Single by Amy Grant

from the album Lead Me On
- Released: 1988
- Genre: CCM, Adult Contemporary, Pop
- Length: 4:53
- Label: A&M, Word Records, EMI Records
- Songwriters: Kye Fleming, Janis Ian
- Producer: Brown Bannister

Amy Grant singles chronology
| "1974 (We Were Young)" (1988) | "What About the Love" (1988) | "Say Once More" (1988) |

= What About the Love =

"What About the Love" is a song by Christian music singer Amy Grant, written by Kye Fleming & Janis Ian. It was released as the fourth single from Grant's Lead Me On album. Unlike some of Grant's previous singles, this song was released to Christian radio only and was not marketed to pop or "mainstream" radio.

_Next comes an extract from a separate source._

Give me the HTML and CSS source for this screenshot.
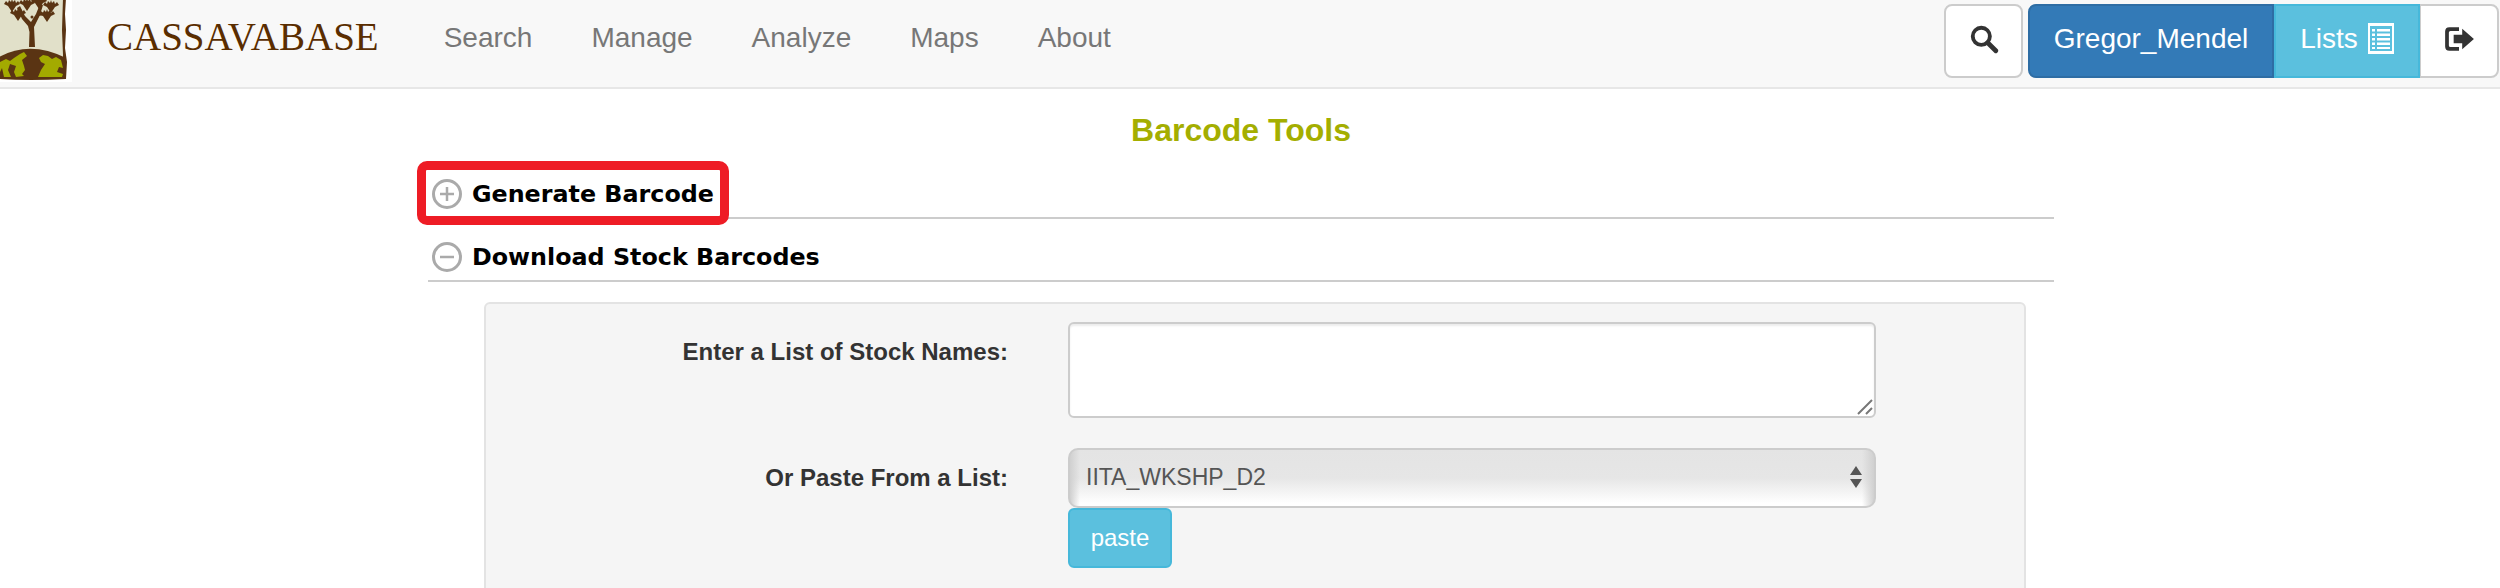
FILE: index.html
```html
<!DOCTYPE html>
<html lang="en">
<head>
<meta charset="utf-8">
<title>Barcode Tools</title>
<link rel="stylesheet" href="styles.css">
</head>
<body>
<header class="navbar">
  <a class="logo" href="#">
    <svg width="72" height="82" viewBox="0 0 72 82">
      <defs>
        <path id="leaf" d="M-8 -2 L-6 -5 L-4 -3 L-3 -6 L-1 -4 L0 -7 L1 -4 L3 -6 L4 -3 L6 -5 L8 -2 L4 0 L2 3 L0 6 L-2 3 L-4 0Z"/>
      </defs>
      <rect width="72" height="82" fill="#fff"/>
      <rect x="-2" y="-2" width="66" height="80" fill="#e1e0c9"/>
      <path d="M63 -2 L66 -2 L65 14 L66 30 L65 48 L67 62 L66 79 L62 79 L63 55 L62 30Z" fill="#5a3413"/>
      <path d="M-1 79 L-1 57 Q30 40 66 58 L66 79 Q30 81 -1 79Z" fill="#5a3413"/>
      <path d="M0 62 L6 59 L10 61 L14 58 L20 54 L24 52 L27 56 L22 60 L24 66 L25 70 L22 74 L24 76 L16 77 L14 72 L16 66 L10 64 L8 70 L11 77 L4 77 L2 68 L0 72Z" fill="#a3aa00"/>
      <path d="M39 58 L43 55 L48 56 L52 59 L56 57 L61 60 L63 68 L59 67 L57 72 L63 74 L62 77 L38 77 L41 70 L45 64 L41 62Z" fill="#a3aa00"/>
      <path d="M29 47 L29.500 32 L28 26 L22 19 L17 8 L20 6 L25 16 L31 22 L36 14 L40 4 L43 5 L40 15 L34 27 L35 47Z" fill="#5a3413"/>
      <path d="M22 16 L14 14 L14 12 L23 13Z M38 13 L47 12 L47 15 L37 16Z" fill="#5a3413"/>
      <g fill="#5a3413">
        <use href="#leaf" transform="translate(12 6)"/>
        <use href="#leaf" transform="translate(27 5)"/>
        <use href="#leaf" transform="translate(39 3)"/>
        <use href="#leaf" transform="translate(51 7)"/>
        <use href="#leaf" transform="translate(47 16)"/>
        <use href="#leaf" transform="translate(18 15)"/>
      </g>
      <circle cx="32" cy="17" r="1.500" fill="#5a3413"/>
    </svg>
  </a>
  <a class="brand" href="#">CASSAVABASE</a>
  <nav class="menu">
    <a href="#">Search</a>
    <a href="#">Manage</a>
    <a href="#">Analyze</a>
    <a href="#">Maps</a>
    <a href="#">About</a>
  </nav>
  <div class="tools">
    <button class="btn btn-search" type="button" aria-label="Search">
      <svg width="30" height="30" viewBox="0 0 28 28"><circle cx="11.500" cy="11.500" r="8" fill="none" stroke="#333" stroke-width="3.600"/><path d="M17.500 17.500 L25 25" stroke="#333" stroke-width="4.400" stroke-linecap="round"/></svg>
    </button>
    <div class="group">
      <a class="seg seg-user" href="#">Gregor_Mendel</a>
      <a class="seg seg-lists" href="#">Lists
        <svg width="26" height="31" viewBox="0 0 26 31"><rect width="26" height="31" fill="#fff"/><rect x="2" y="3" width="22" height="25" fill="#5bc0de"/><path d="M4 6h3v2.500h-3zM9 6h13v2.500h-13zM4 10.500h3v2.500h-3zM9 10.500h13v2.500h-13zM4 15h3v2.500h-3zM9 15h13v2.500h-13zM4 19.500h3v2.500h-3zM9 19.500h13v2.500h-13zM4 24h3v2h-3zM9 24h13v2h-13z" fill="#fff"/></svg>
      </a>
      <a class="seg seg-logout" href="#" aria-label="Log out">
        <svg width="32" height="32" viewBox="0 0 30 30"><path d="M15 4H6Q2 4 2 8V22Q2 26 6 26H15V22.500H7Q5.500 22.500 5.500 21V9Q5.500 7.500 7 7.500H15Z" fill="#333"/><path d="M10 11H18V5.500L29 15L18 24.500V19H10Z" fill="#333"/></svg>
      </a>
    </div>
  </div>
</header>
<main class="page">
  <h1 class="title">Barcode Tools</h1>
  <section class="section section-first">
    <h2 class="section-head">
      <svg class="toggle" width="30" height="30" viewBox="0 0 30 30"><circle cx="15" cy="15" r="13.500" fill="#fff" stroke="#aaa" stroke-width="3"/><path d="M15 8V22M8 15H22" stroke="#aaa" stroke-width="2.500"/></svg>
      <span>Generate Barcode</span>
    </h2>
    <div class="callout"></div>
  </section>
  <section class="section">
    <h2 class="section-head">
      <svg class="toggle" width="30" height="30" viewBox="0 0 30 30"><circle cx="15" cy="15" r="13.500" fill="#fff" stroke="#aaa" stroke-width="3"/><path d="M8 15H22" stroke="#aaa" stroke-width="2.500"/></svg>
      <span>Download Stock Barcodes</span>
    </h2>
  </section>
  <form class="panel">
    <div class="row row-area">
      <label class="label">Enter a List of Stock Names:</label>
      <div class="area">
        <svg class="grip" width="16" height="16" viewBox="0 0 16 16"><path d="M1 15L15 1M9 15L15 9" stroke="#777" stroke-width="2"/></svg>
      </div>
    </div>
    <div class="row">
      <label class="label">Or Paste From a List:</label>
      <div class="field">
        <div class="select">
          <span>IITA_WKSHP_D2</span>
          <svg class="arrows" width="12" height="22" viewBox="0 0 12 22"><path d="M6 0L12 9H0ZM0 13H12L6 22Z" fill="#555"/></svg>
        </div>
        <button class="paste" type="button">paste</button>
      </div>
    </div>
  </form>
</main>
</body>
</html>
```
FILE: styles.css
```css
* { box-sizing: border-box; }
html, body { margin: 0; height: 588px; overflow: hidden; background: #fff; }
body { font-family: "Liberation Sans", Arial, sans-serif; color: #333; }
a { text-decoration: none; }

.navbar {
  display: flex;
  align-items: flex-start;
  height: 89px;
  background: #f8f8f8;
  border-bottom: 2px solid #e7e7e7;
}
.logo { display: block; width: 72px; height: 82px; flex: none; }
.logo svg { display: block; }
.brand {
  margin-left: 35px;
  font-family: "Liberation Serif", "Times New Roman", serif;
  font-size: 39px;
  line-height: 74px;
  color: #5a2d00;
}
.menu { display: flex; gap: 59px; margin-left: 65px; }
.menu a { font-size: 28px; line-height: 76px; color: #777; }

.tools { display: flex; gap: 5px; margin-left: auto; margin-right: 1px; padding-top: 4px; }
.btn {
  width: 79px;
  height: 74px;
  padding: 0 0 5px;
  display: flex;
  align-items: center;
  justify-content: center;
  background: #fff;
  border: 2px solid #ccc;
  border-radius: 8px;
}
.group { display: flex; height: 74px; }
.seg {
  display: flex;
  align-items: center;
  justify-content: center;
  padding-bottom: 5px;
  font-size: 28px;
  color: #fff;
  border: 2px solid;
}
.seg-user { width: 246px; background: #337ab7; border-color: #2e6da4; border-radius: 8px 0 0 8px; }
.seg-lists { width: 146px; gap: 10px; background: #5bc0de; border-color: #46b8da; }
.seg-logout { width: 79px; background: #fff; border-color: #ccc; border-left-width: 1px; border-radius: 0 8px 8px 0; }

.page { width: 1626px; margin-left: 428px; }
.title {
  margin: 0;
  height: 78px;
  text-align: center;
  font-size: 32px;
  line-height: 82px;
  font-weight: 700;
  color: #a4ae00;
}
.section { position: relative; height: 63px; border-bottom: 2px solid #ccc; }
.section-first { height: 52px; }
.section-head {
  display: flex;
  align-items: center;
  gap: 10px;
  height: 100%;
  margin: 0;
  padding: 15px 0 0 4px;
  font-family: "DejaVu Sans", Verdana, sans-serif;
  font-size: 23.800px;
  font-weight: 700;
  color: #000;
}
.section-first .section-head { padding-top: 3px; }
.toggle { flex: none; }
.callout {
  position: absolute;
  left: -11px;
  top: -6px;
  width: 312px;
  height: 64px;
  border: 9px solid #ee1c25;
  border-radius: 10px;
}

.panel {
  width: 1542px;
  height: 320px;
  margin: 20px 0 0 56px;
  padding: 18px 0 0;
  background: #f5f5f5;
  border: 2px solid #e3e3e3;
  border-radius: 6px;
}
.row { display: flex; align-items: flex-start; gap: 60px; }
.row-area { height: 126px; }
.label {
  width: 522px;
  flex: none;
  font-size: 24px;
  font-weight: 700;
  line-height: 27px;
  text-align: right;
  padding-top: 16px;
}
.area {
  position: relative;
  width: 808px;
  height: 96px;
  background: #fff;
  border: 2px solid #ccc;
  border-radius: 6px;
  box-shadow: inset 0 2px 2px rgba(0, 0, 0, .075);
}
.grip { position: absolute; right: 1px; bottom: 1px; }
.field { width: 808px; }
.select {
  display: flex;
  align-items: center;
  justify-content: space-between;
  height: 60px;
  padding: 0 12px 2px 16px;
  font-size: 23px;
  color: #555;
  border: 2px solid #ccc;
  border-radius: 10px;
  background:
    linear-gradient(90deg, #d0d0d0, rgba(208, 208, 208, 0) 10px, rgba(208, 208, 208, 0) calc(100% - 12px), #d0d0d0),
    linear-gradient(#e4e4e4, #e6e6e6 50%, #fff 95%);
}
.paste {
  display: block;
  width: 104px;
  height: 60px;
  padding: 0;
  font-family: inherit;
  font-size: 24px;
  color: #fff;
  background: #5bc0de;
  border: 2px solid #46b8da;
  border-radius: 6px;
}
```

"What About the Love" is a downtempo inspirational song that adopts a mysterious sound through the use of keyboards, acoustic guitars, and haunting background vocals. The lyrics center around the idea that "something's wrong in Heaven tonight", with each verse decrying some segment of society's neglect of another segment. The first verse tackles preachers who are too focused on religious legalism rather than love. The second verse talks of the corporate world's abuse of despair around the world. The third verse concerns the futility that the elderly feels when the world has decided that their "usefulness" is gone. Finally, the fourth verse finds the singer staring at herself in the mirror, realizing that she is no better than those she has criticized, and likening herself to those who crucified Jesus. The lyrics reveal that the eponymous "love" in the song refers to "the love of God".

==Background==

The first two singles from Lead Me On cracked the mainstream pop charts in addition to topping the U.S. Christian charts. The album's four remaining singles, however, charted only on Christian radio. The release of "What About the Love" came at a time when Grant was at what seemed to be the height of her career, having recently become the first Contemporary Christian music artist to achieve success on pop radio (though she would later achieve far greater success in the 1990s). The Lead Me On album is widely considered one of the greatest and most successful Christian albums ever recorded and was named the greatest of all time by CCM Magazine.

== Personnel ==
- Amy Grant – lead vocals
- Robbie Buchanan – keyboards
- Carl Marsh – keyboards
- Alan Pasqua – keyboards
- Gary Chapman – acoustic guitar
- Dann Huff – guitars
- Jerry McPherson – guitars
- Mike Brignardello – bass
- Paul Leim – drums
- Lenny Castro – percussion
- Mary Ann Kennedy – backing vocals
- Pam Rose – backing vocals

==Chart Success==
"What About the Love" was a big success on Christian radio, becoming a No. 1 hit on the Christian music charts in the United States. However, it did not place on any of the major mainstream pop or Adult Contemporary charts.